В своеобразной палате, отделенной от других помещений огромной госпитальной палатки белым занавесом, стоят несколько складных кроватей. На одной лежу я, на другой – некто замотанный в бинты. Остальные пустуют.
– Земеля, – продолжает звать меня некто.
Я отзываюсь:
– Чего тебе?
– Живой! – хрипло радуется мой сопалатник. – А я думал, ты того… не дышишь. Ты откуда?
– Из Казани.
– А я из Семипалатинска. Неделю уже здесь кантуюсь. Духи дорогу заминировали. Меня взрывом с брони сбросило, осколками покоцало. Врач сказал – обойдемся без госпиталя, на месте подлечим. А с тобой что?
– Вертолет подбили. Потом три дня шел по горам.
Я отвечаю сдержано и кратко – на всякий случай. Кто его знает, что за фрукт этот мой сокоешник.
– Меня Генкой зовут, – он, шипя от боли, поднимается с кровати, ковыляет ко мне, протягивает руку. – Генка Ямин.
– Артем, – с трудом пожимаю его горячую влажную ладонь. Да, сил у меня – кот наплакал.

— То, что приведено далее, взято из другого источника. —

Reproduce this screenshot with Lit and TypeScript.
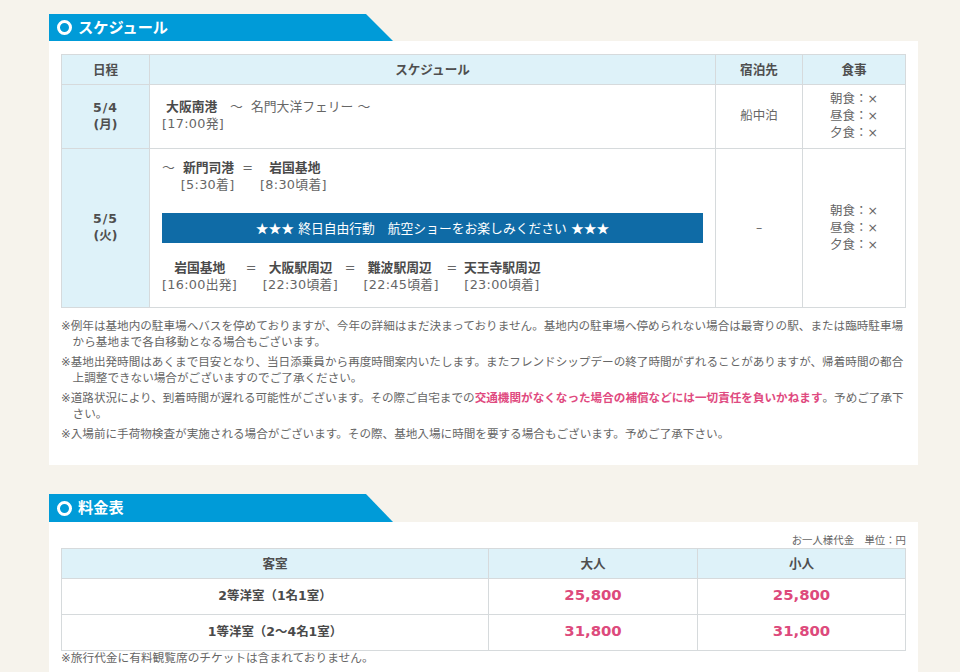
import { LitElement, html, css } from "lit";
import { customElement } from "lit/decorators.js";

const meals = html`朝食：×<br />昼食：×<br />夕食：×`;

@customElement("app-root")
export class AppRoot extends LitElement {
  static styles = css`
    :host {
      display: flex;
      flex-direction: column;
      height: 672px;
      overflow: hidden;
      box-sizing: border-box;
      padding: 14px 42px 0 49px;
      background: #f6f3ec;
      font-family: "DejaVu Sans", "Noto Sans CJK JP", sans-serif;
      font-size: 12.48px;
      line-height: 17px;
      color: #666;
    }
    .head {
      width: 344px;
      height: 27px;
      display: flex;
      align-items: center;
      gap: 6.5px;
      padding-left: 7.5px;
      box-sizing: border-box;
      background: #009bd8;
      clip-path: polygon(0 0, 317px 0, 100% 100%, 0 100%);
      color: #fff;
      font-size: 15.2px;
      font-weight: 700;
    }
    .head svg { display: block; flex: none; }
    .head span { padding-top: 1px; }
    .panel {
      background: #fff;
      padding: 13px 12px 0;
    }
    .first { height: 424px; box-sizing: border-box; margin-bottom: 29px; }
    .second { flex: 1; padding-top: 10px; }
    .head.two { height: 28px; }
    table {
      width: 844px;
      border-collapse: collapse;
      table-layout: fixed;
    }
    .c-day { width: 88px; }
    .c-plan { width: 566px; }
    .c-stay { width: 87px; }
    .c-meal { width: 103px; }
    .c-room { width: 427px; }
    .c-adult { width: 209px; }
    .c-child { width: 208px; }
    th, td {
      border: 1px solid #d6dadc;
      text-align: center;
      vertical-align: middle;
      padding: 0 0 2px;
    }
    th { background: #def2f9; color: #4f4f4f; font-weight: 700; height: 28px; padding-bottom: 1px; font-size: 12.6px; }
    td.day { background: #def2f9; color: #4f4f4f; font-weight: 700; }
    .date { letter-spacing: 1px; }
    td.plan { text-align: left; padding: 0 12px 4px; font-size: 12.8px; }
    b { color: #4a4a4a; }
    .t { letter-spacing: 0.3px; margin-right: 1.2px; }
    .r1 { height: 64px; }
    .r2 { height: 159px; }
    .band {
      background: #0f6ba6;
      color: #fff;
      height: 30px;
      line-height: 29px;
      text-align: center;
      margin: 20px 0 16px;
    }
    .stars { font-family: "Noto Sans CJK JP", sans-serif; }
    .notes { margin-top: 10px; font-size: 11.6px; line-height: 16px; }
    .notes p { margin: 0 0 4px; padding-left: 11.6px; text-indent: -11.6px; }
    .notes em { font-style: normal; font-weight: 700; color: #df4a80; }
    .unit { font-size: 10.4px; line-height: 16px; text-align: right; }
    .fare th { height: 29px; padding-bottom: 0; }
    .fare td { height: 33px; font-weight: 700; color: #4a4a4a; }
    .fare td.price { font-size: 14.9px; color: #dd4a7c; }
    .foot { font-size: 11.7px; line-height: 14px; }
  `;

  private head(title: string, extra = "") {
    return html`<div class="head ${extra}">
      <svg width="15" height="15" viewBox="0 0 15 15"><circle cx="7.5" cy="7.5" r="6" fill="none" stroke="#fff" stroke-width="3" /></svg>
      <span>${title}</span>
    </div>`;
  }

  render() {
    return html`
      ${this.head("スケジュール")}
      <div class="panel first">
        <table>
          <colgroup><col class="c-day" /><col class="c-plan" /><col class="c-stay" /><col class="c-meal" /></colgroup>
          <tr><th>日程</th><th>スケジュール</th><th>宿泊先</th><th>食事</th></tr>
          <tr class="r1">
            <td class="day"><span class="date">5/4</span><br />(月)</td>
            <td class="plan">&nbsp;<b>大阪南港</b>　～&nbsp;&nbsp;名門大洋フェリー ～<br /><span class="t">[17:00発]</span></td>
            <td>船中泊</td>
            <td>${meals}</td>
          </tr>
          <tr class="r2">
            <td class="day"><span class="date">5/5</span><br />(火)</td>
            <td class="plan">
              ～&nbsp;&nbsp;<b>新門司港</b>&nbsp;&nbsp;=&nbsp;&nbsp;&nbsp;&nbsp;<b>岩国基地</b><br />
              &nbsp;&nbsp;&nbsp;&nbsp;&#x2009;<span class="t">[5:30着]</span>&nbsp;&nbsp;&nbsp;&nbsp;&nbsp;&nbsp;<span class="t">[8:30頃着]</span>
              <div class="band"><span class="stars">★★★</span> 終日自由行動　航空ショーをお楽しみください <span class="stars">★★★</span></div>
              &nbsp;&nbsp;&nbsp;<b>岩国基地</b>&nbsp;&nbsp;&nbsp;&nbsp;&nbsp;=&nbsp;&nbsp;&nbsp;<b>大阪駅周辺</b>&nbsp;&nbsp;&nbsp;=&nbsp;&nbsp;&nbsp;<b>難波駅周辺</b>&nbsp;&nbsp;&nbsp;&#x2009;=&nbsp;&#x2009;<b>天王寺駅周辺</b><br />
              <span class="t">[16:00出発]</span>&nbsp;&nbsp;&nbsp;&nbsp;&nbsp;&nbsp;<span class="t">[22:30頃着]</span>&nbsp;&nbsp;&nbsp;&nbsp;&nbsp;&nbsp;<span class="t">[22:45頃着]</span>&nbsp;&nbsp;&nbsp;&nbsp;&nbsp;&nbsp;<span class="t">[23:00頃着]</span>
            </td>
            <td>–</td>
            <td>${meals}</td>
          </tr>
        </table>
        <div class="notes">
          <p>※例年は基地内の駐車場へバスを停めておりますが、今年の詳細はまだ決まっておりません。基地内の駐車場へ停められない場合は最寄りの駅、または臨時駐車場から基地まで各自移動となる場合もございます。</p>
          <p>※基地出発時間はあくまで目安となり、当日添乗員から再度時間案内いたします。またフレンドシップデーの終了時間がずれることがありますが、帰着時間の都合上調整できない場合がございますのでご了承ください。</p>
          <p>※道路状況により、到着時間が遅れる可能性がございます。その際ご自宅までの<em>交通機関がなくなった場合の補償などには一切責任を負いかねます</em>。予めご了承下<br />さい。</p>
          <p>※入場前に手荷物検査が実施される場合がございます。その際、基地入場に時間を要する場合もございます。予めご了承下さい。</p>
        </div>
      </div>
      ${this.head("料金表", "two")}
      <div class="panel second">
        <div class="unit">お一人様代金　単位：円</div>
        <table class="fare">
          <colgroup><col class="c-room" /><col class="c-adult" /><col class="c-child" /></colgroup>
          <tr><th>客室</th><th>大人</th><th>小人</th></tr>
          <tr><td>2等洋室（1名1室）</td><td class="price">25,800</td><td class="price">25,800</td></tr>
          <tr><td>1等洋室（2～4名1室）</td><td class="price">31,800</td><td class="price">31,800</td></tr>
        </table>
        <div class="foot">※旅行代金に有料観覧席のチケットは含まれておりません。</div>
      </div>
    `;
  }
}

Генка чутко поводит торчащим из бинтов ухом и вздрагивает.
– Шухер! Обход.
Он добирается до своей кровати и валится на нее, прикидываясь спящим. Тканевый полог отодвигается и я вижу двух врачей, мужчин в белых халатах и шапочках. Оба молодые, у обоих то ли от солнца, то ли от спирта красные лица. За их спинами медсестра в марлевой повязке на лице и с журналом в руках.
С меня стаскивают одеяло и осматривают. Врачи деловиты и собраны. Я для них – объект лечения, солдат, временно выбывший из строй. Их задача – вернуть меня в этот самый строй.
– Где я? – спрашиваю.
– В полевом медпункте. До Кули-Асиа от нас двенадцать километров. Везучий ты, парень. Еще несколько часов без воды – и конец, – отвечает один из врачей и обращается к другому: – Физическое и нервное истощение?

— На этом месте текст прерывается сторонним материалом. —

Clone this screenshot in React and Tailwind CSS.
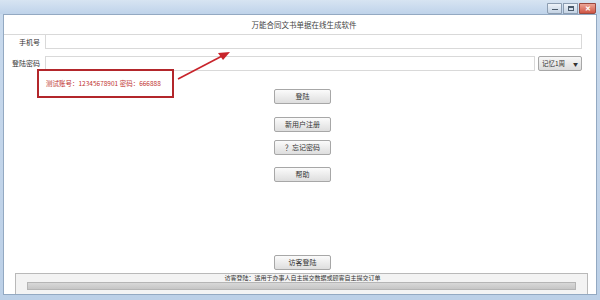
import React from "react";

const F = { fontFamily: '"Noto Sans CJK SC", "Noto Sans", sans-serif' };

function Btn({ children, className = "" }) {
  return (
    <div
      className={
        "flex h-[15px] w-[57px] items-center justify-center rounded-[2px] border border-[#a7a7a7] bg-gradient-to-b from-[#fbfbfb] to-[#dedede] text-[7px] leading-none text-[#333] " +
        className
      }
    >
      {children}
    </div>
  );
}

export default function App() {
  return (
    <div
      style={F}
      className="relative flex h-[300px] w-[600px] flex-col overflow-hidden bg-gradient-to-b from-[#c9daed] to-[#bcd0e7]"
    >
      {/* title bar */}
      <div className="relative h-[14px] w-full bg-gradient-to-b from-[#d7e4f2] to-[#bfd3ea]">
        <div className="absolute right-[4px] top-[3px] flex gap-[1px]">
          <div className="flex h-[11px] w-[15px] items-end justify-center rounded-bl-[2px] border border-[#8c9db1] bg-gradient-to-b from-[#eef3f9] to-[#c3d2e3] pb-[3px]">
            <div className="h-[1px] w-[6px] bg-[#4b5b6c]" />
          </div>
          <div className="flex h-[11px] w-[15px] items-center justify-center border border-[#8c9db1] bg-gradient-to-b from-[#eef3f9] to-[#c3d2e3]">
            <div className="h-[5px] w-[6px] border border-t-2 border-[#4b5b6c]" />
          </div>
          <div className="flex h-[11px] w-[17px] items-center justify-center rounded-br-[2px] border border-[#9a4a40] bg-gradient-to-b from-[#eca597] to-[#cf5444]">
            <span className="text-[7px] font-bold leading-none text-white">✕</span>
          </div>
        </div>
      </div>

      {/* client area */}
      <div className="relative mx-[3px] mb-[5px] flex flex-1 flex-col border border-[#93a9c2] bg-white">
        <div className="flex h-[19px] items-center justify-center pl-[8px] text-[7.5px] leading-none text-[#444]">
          万能合同文书单据在线生成软件
        </div>

        {/* row 1 */}
        <div className="flex h-[15px] pr-[14px]">
          <div className="flex w-[41px] items-center justify-end border-t border-[#d9d9d9] pr-[5px] text-[7px] leading-none text-[#333]">
            手机号
          </div>
          <div className="flex-1 border border-[#d9d9d9] bg-white" />
        </div>

        {/* row 2 */}
        <div className="mt-[7px] flex h-[15px] pr-[14px]">
          <div className="flex w-[41px] items-center justify-end pr-[5px] text-[7px] leading-none text-[#333]">
            登陆密码
          </div>
          <div className="w-[490px] border border-[#d9d9d9] bg-white" />
          <div className="ml-[3px] flex flex-1 items-center justify-between rounded-[2px] border border-[#a7a7a7] bg-gradient-to-b from-[#f8f8f8] to-[#dcdcdc] px-[3px] text-[6.5px] leading-none text-[#333]">
            <span>记忆1周</span>
            <span className="text-[5px]">▼</span>
          </div>
        </div>

        {/* buttons */}
        <div className="ml-[270px] flex flex-col">
          <Btn className="mt-[18px]">登陆</Btn>
          <Btn className="mt-[13px]">新用户注册</Btn>
          <Btn className="mt-[8px]">？忘记密码</Btn>
          <Btn className="mt-[12px]">帮助</Btn>
          <Btn className="mt-[73px]">访客登陆</Btn>
        </div>

        {/* bottom panel */}
        <div className="ml-[11px] mr-[8px] mt-[3px] flex flex-1 flex-col border border-b-0 border-[#b9b9b9] bg-[#f3f3f3]">
          <div className="flex h-[7px] items-center justify-center pl-[2px] text-[6px] leading-none text-[#333]">
            访客登陆：适用于办事人自主提交数据或顾客自主提交订单
          </div>
          <div className="mx-[11px] mt-[1px] h-[8px] border border-[#b5b5b5] bg-gradient-to-b from-[#d8d8d8] to-[#c6c6c6]" />
        </div>

        {/* annotation box */}
        <div className="absolute left-[33px] top-[54px] flex h-[29px] w-[137px] items-center border-2 border-solid border-[#b3262b] pl-[7px]">
          <span className="text-[6.5px] leading-none text-[#c0322f]">
            测试账号：12345678901 密码：666888
          </span>
        </div>
        {/* arrow */}
        <svg
          className="absolute left-[170px] top-[34px]"
          width="60"
          height="34"
          viewBox="0 0 60 34"
        >
          <line x1="4" y1="30" x2="50" y2="6" stroke="#c8242b" strokeWidth="1.6" />
          <polygon points="56,3 44,4 49,11" fill="#c8242b" />
        </svg>
      </div>
    </div>
  );
}
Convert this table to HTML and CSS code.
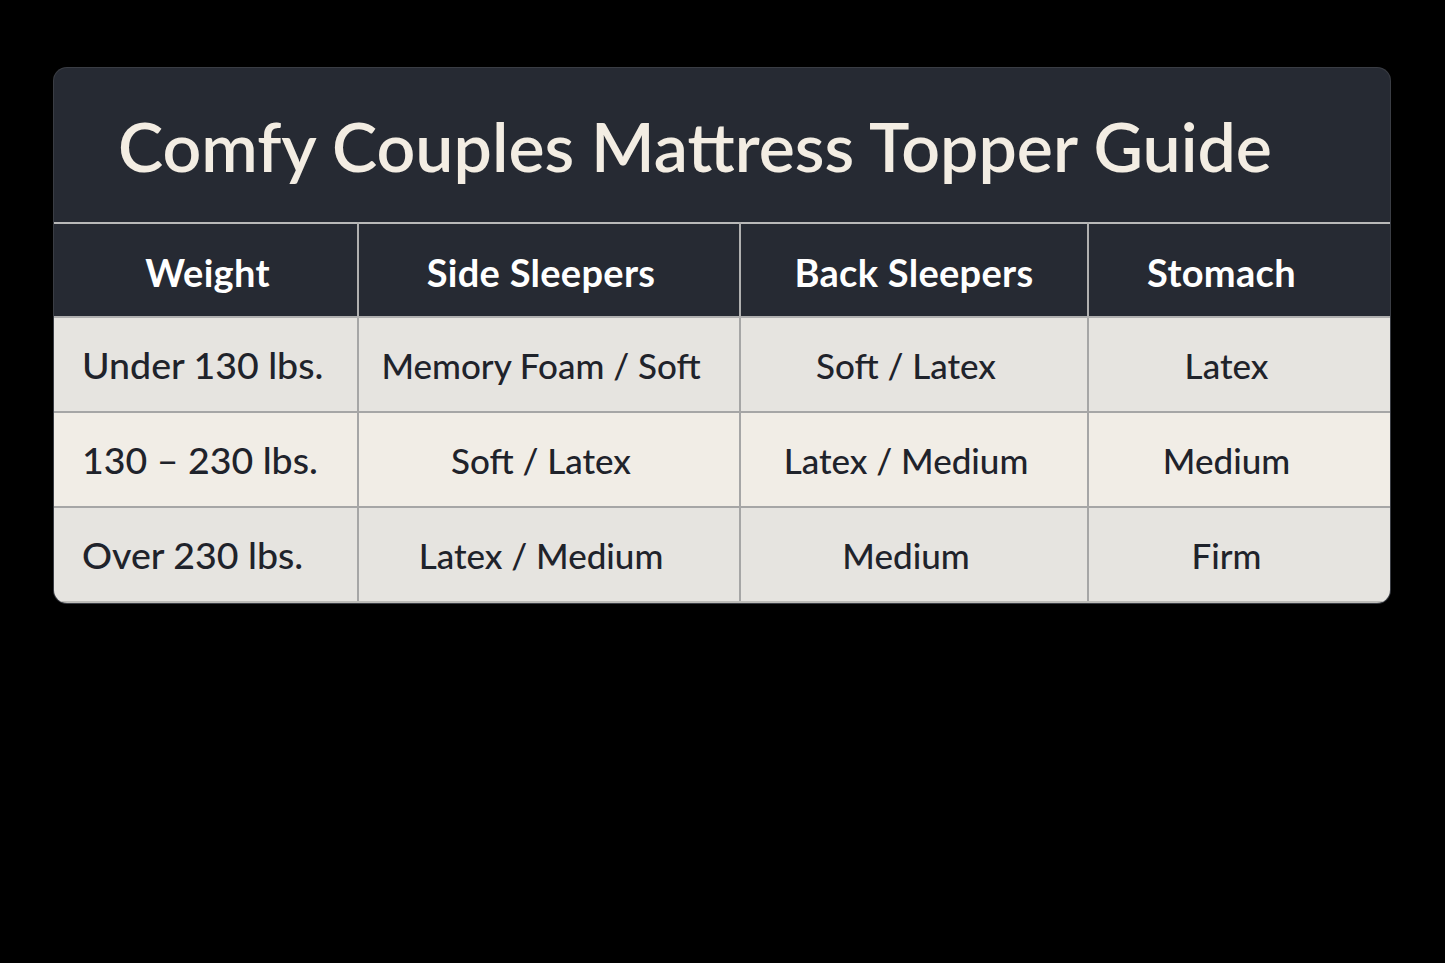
FILE: index.html
```html
<!DOCTYPE html>
<html lang="en">
<head>
<meta charset="utf-8">
<title>Comfy Couples Mattress Topper Guide</title>
<link rel="stylesheet" href="styles.css">
</head>
<body>
<main class="page">
  <section class="card">
    <h1 class="title">Comfy Couples Mattress Topper Guide</h1>
    <table class="guide">
      <colgroup>
        <col class="c1"><col class="c2"><col class="c3"><col class="c4">
      </colgroup>
      <thead>
        <tr>
          <th>Weight</th>
          <th>Side Sleepers</th>
          <th>Back Sleepers</th>
          <th>Stomach</th>
        </tr>
      </thead>
      <tbody>
        <tr class="odd">
          <td class="first">Under 130 lbs.</td>
          <td>Memory Foam / Soft</td>
          <td>Soft / Latex</td>
          <td>Latex</td>
        </tr>
        <tr class="even">
          <td class="first">130 – 230 lbs.</td>
          <td>Soft / Latex</td>
          <td>Latex / Medium</td>
          <td>Medium</td>
        </tr>
        <tr class="odd">
          <td class="first">Over 230 lbs.</td>
          <td>Latex / Medium</td>
          <td>Medium</td>
          <td>Firm</td>
        </tr>
      </tbody>
    </table>
  </section>
</main>
</body>
</html>
```
FILE: styles.css
```css
html, body {
  margin: 0;
  padding: 0;
  background: #000;
}
body {
  font-family: Lato, "Open Sans", "Liberation Sans", sans-serif;
  width: 1445px;
  height: 963px;
  overflow: hidden;
}
.page {
  padding: 68px 55px 0 54px;
}
.card {
  width: 1336px;
  background: #262a33;
  border-radius: 13px;
  overflow: hidden;
  box-shadow: 0 0 0 1px #3a3d44;
}
.title {
  margin: 0;
  height: 154px;
  box-sizing: border-box;
  padding: 0 0 0 64px;
  display: flex;
  align-items: center;
  font-size: 68px;
  font-weight: 600;
  color: #f3ede3;
  letter-spacing: 0;
}
.guide {
  width: 100%;
  border-collapse: collapse;
  table-layout: fixed;
  border-top: 2px solid #b9b9b9;
  border-bottom: 2px solid #bdbcb8;
}
.c1 { width: 304px; }
.c2 { width: 382px; }
.c3 { width: 348px; }
.c4 { width: 302px; }
.guide th,
.guide td {
  border: 2px solid #a6a6a6;
  text-align: center;
  padding: 0 16px 0 0;
}
.guide tr > :first-child { border-left: none; }
.guide tr > :last-child { border-right: none; }
.guide th {
  height: 88px;
  background: #262a33;
  color: #ffffff;
  font-size: 38px;
  font-weight: 700;
  letter-spacing: 0.3px;
  border-top: none;
  border-color: #b0b0b0;
  padding-top: 4px;
}
.guide th:nth-child(1) { padding-right: 0; padding-left: 4px; }
.guide th:nth-child(3) { padding-right: 0; }
.guide th:nth-child(4) { padding-right: 36px; }
.guide td {
  height: 93px;
  color: #1f232b;
  font-size: 35px;
  font-weight: 500;
}
.guide tbody tr:last-child td {
  height: 93px;
  border-bottom-color: #bdbcb8;
}
.guide td:nth-child(4) { padding-right: 26px; }
.guide td.first {
  text-align: left;
  padding: 0 0 0 28px;
  font-size: 37.5px;
}
.odd td { background: #e6e4e0; }
.even td { background: #f1ede6; }
```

– Астения, обезвоживание, – соглашается тот, оттягивает мне веко и внимательно разглядывает глаз. – Думаю, хлорид натрия внутривенно струйно, глюкоза капельно, восстановительная диета и полный покой. Перед сном – седуксенчик. И витамины. Через десять дней будет как новый. Аллочка, запишите.
– Уже, Юрий Петрович.
Голос Аллочки звучит, как небесная музыка. Он кажется мне похожим на голоса всех знакомых девушек.
– В часть его сообщили?
– Да. Там… В общем, завтра к нам приедут. Говорят – он герой.

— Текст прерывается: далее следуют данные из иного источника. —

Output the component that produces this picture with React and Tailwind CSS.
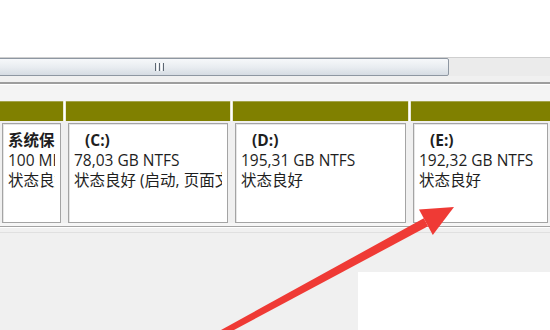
import React from 'react';

const partitions = [
  { width: 'w-[63px]', name: '系统保留', nameBold: true, size: '100 MB NTFS', status: '状态良好 (系统, 活动, 主分区)' },
  { width: 'w-[164px]', name: '(C:)', size: '78,03 GB NTFS', status: '状态良好 (启动, 页面文件, 故障转储, 主分区)' },
  { width: 'w-[175px]', name: '(D:)', size: '195,31 GB NTFS', status: '状态良好' },
  { width: 'flex-1', name: '(E:)', size: '192,32 GB NTFS', status: '状态良好' },
];

// one partition: olive header strip + white detail box
const Partition = ({ p, first }) => (
  <div className={`${p.width} flex flex-col shrink-0`}>
    <div className="h-[20px] bg-[#808000] border-t border-[#a3a34a]" />
    <div className="h-[2px]" />
    <div className="h-[100px] mx-[2px] bg-white border border-[#a4a4a4] shadow-[inset_1px_1px_0_#e6e6e6]">
      <div className="pt-[6px] pl-[5px] pr-[5px] overflow-hidden whitespace-nowrap text-[15.5px] leading-[20px] text-[#1e1e1e]">
        <div className={`font-bold overflow-hidden ${first ? '' : 'pl-[11px]'}`}>{p.name}</div>
        <div className="overflow-hidden">{p.size}</div>
        <div className="overflow-hidden">{p.status}</div>
      </div>
    </div>
  </div>
);

const Divider = () => (
  <div className="w-[3px] shrink-0 flex flex-col">
    <div className="h-[20px] bg-[#e9e9d6] flex justify-center">
      <div className="w-px bg-white" />
    </div>
    <div className="flex-1 bg-[#f0f0f0]" />
  </div>
);

export default function App() {
  return (
    <div className="w-[550px] h-[330px] relative overflow-hidden bg-[#f0f0f0] font-['Open_Sans','Noto_Sans_CJK_SC',sans-serif]">
      <div className="h-[57px] bg-white" />

      {/* horizontal scrollbar */}
      <div className="flex h-[19px] border-t border-[#cfcfcf]">
        <div className="ml-[-130px] w-[579px] shrink-0 rounded-[2px] border border-[#8e97a2] bg-gradient-to-b from-[#f6f8fa] via-[#e9edf1] to-[#d6dce3] flex items-center justify-center">
          <div className="flex gap-[1px] h-[8px]">
            <div className="w-px bg-[#5d6772]" />
            <div className="w-px bg-[#ffffff]" />
            <div className="w-px bg-[#5d6772]" />
            <div className="w-px bg-[#ffffff]" />
            <div className="w-px bg-[#5d6772]" />
          </div>
        </div>
        <div className="flex-1 bg-[#ebebeb]" />
      </div>

      <div className="h-[6px] bg-[#f0f0f0]" />
      <div className="h-[2px] bg-[#9d9d9d]" />
      <div className="h-px bg-white" />
      <div className="h-[16px] bg-[#f4f4f4]" />

      {/* partition row */}
      <div className="flex">
        {partitions.map((p, i) => (
          <React.Fragment key={p.name}>
            {i > 0 && <Divider />}
            <Partition p={p} first={i === 0} />
          </React.Fragment>
        ))}
      </div>

      <div className="h-[3px] bg-[#f6f6f6]" />
      <div className="h-px bg-[#a3a3a3]" />
      <div className="h-px bg-white" />
      <div className="h-[4px] bg-[#f0f0f0]" />
      <div className="h-px bg-[#e0e0e0]" />

      <div className="flex justify-end pt-[39px]">
        <div className="w-[192px] h-[60px] bg-white" />
      </div>

      {/* red annotation arrow */}
      <svg className="absolute inset-0 pointer-events-none" width="550" height="330" viewBox="0 0 550 330">
        <polygon points="423.8,218.3 428,226.3 209.3,343.2 206.5,338" fill="#ef3a35" />
        <polygon points="454,207 432.8,235 419,209.6" fill="#ef3a35" />
      </svg>
    </div>
  );
}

Я фыркаю – хорош герой, руки поднять не могу!
Врачи переходят к моему соседу.
– Ну, Ямин, как дела?
– Нормально, – хрипит он и тут же начинает канючить: – Товарищ лейтенант, а печенья нет? Или конфет каких-нибудь? Ну, хотя бы сахара!
– Потерпи. Сахар завтра привезут, – говорит ему врач и оборачивается к коллеге: – Вы были на перевязке?
– Был, – кивает тот. – Заживление идет хорошо. Завтра можно снимать повязки.
– Добро, – Юрий Петрович ободряюще похлопывает Генку по плечу. – Видишь, скоро домой поедешь. А там тебе будет и сахар, и пирожные с тортами.
– Сладкого хочется, – вздыхает Генка.
Медсестра смеется.
– Аллочка, мы поедем в гарнизон. Зина и Виктория Ивановна пусть отдыхают, до конца дежурства вы остаетесь за старшую.
– Поняла, Юрий Петрович.
Мы остаемся вдвоем с Генкой совсем ненадолго. Но за это время он успевает измучить меня разговорами о сладком:
– Я как малой прямо стал! Вот поставь передо мной сейчас стакан водки и конфету положи, так я конфету выберу.